Las preguntas de la magia blanca que van respondiéndose en esta parte son las típicas preguntas de consultorio de revista que había en los 80, cuando un escritor en nómina, o un becario tenía que rellenar dos páginas con preguntas asombrosas que pedían a gritos historias desconcertantes con extracción de moraleja. ¿Hay algo que necesite saber para vivir mejor? ¿Cómo puedo mejorar mi relación con los demás? ¿Hay alguien que quiera hacerme daño?

Preguntas que también nos repetimos hasta la saciedad, en otro plano existencial, y que han hecho millonarios a Mr. Wonderful y tantos otros.

Estas preguntas, sin embargo, nos duelen más, nos hieren más. Son preguntas que no vienen del éter, que están en la tierra. Preguntas que masticamos todos los días, con sabor a yeso o mampostería. Enfrentarnos a preguntas como ¿puedo confiar en la gente que me rodea?, o ¿estoy con la persona correcta? contienen más peligros y miedos que las precedentes.
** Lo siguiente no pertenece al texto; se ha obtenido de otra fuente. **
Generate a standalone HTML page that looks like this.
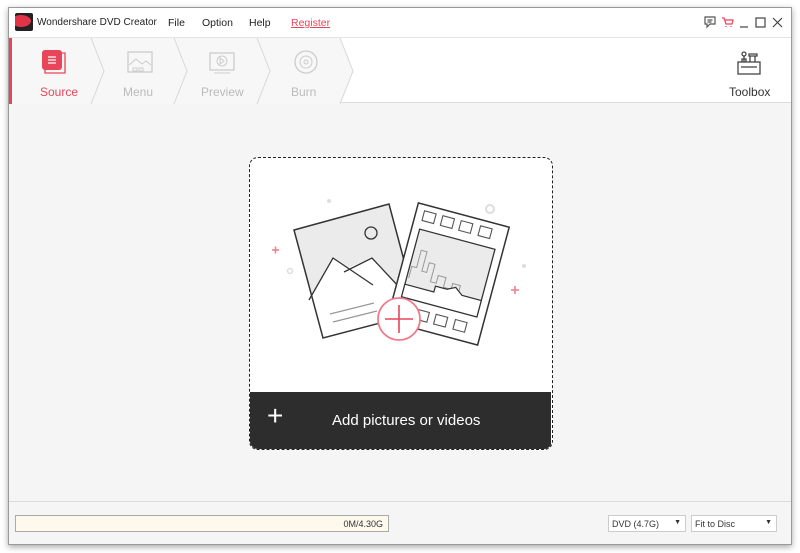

Y Quirino no nos propone ninguna respuesta. No nos muestra su catálogo, consciente de que, como hemos dicho anteriormente, primero contestaremos a la pregunta, y más tarde nos abocaremos al poema-respuesta.

La propuesta de Quirino es que si le aplicamos poesía a esas preguntas es probable que podamos ver y entender la vida y la muerte como un sí y un no dentro de un juego en el que todos jugamos por primera vez sin haberle hecho mucho caso a las reglas del juego.

Hablar con los muertos. Hablar con los muertos como un juego. Pensar que los muertos saben qué es la muerte es como pensar que los vivos sabemos qué es la vida. Sobre la vida nos preguntamos mientras estamos en ella. Y solos nos hacemos preguntas, porque somos islas rodeadas de incertidumbres que nos sobrepasan.

Raciel Quirino ha estructurado esas preguntas a la luz incandescente de una Ouija. Pues qué es una ouija sino un almacén infinito de preguntas sin respuestas. Preguntas que todos nos hemos hecho alguna vez. Solos o en coloquio con los muertos que nos rodean, los que llevamos siempre con nosotros, de la mano. Esos muertos que forman parte de nosotros.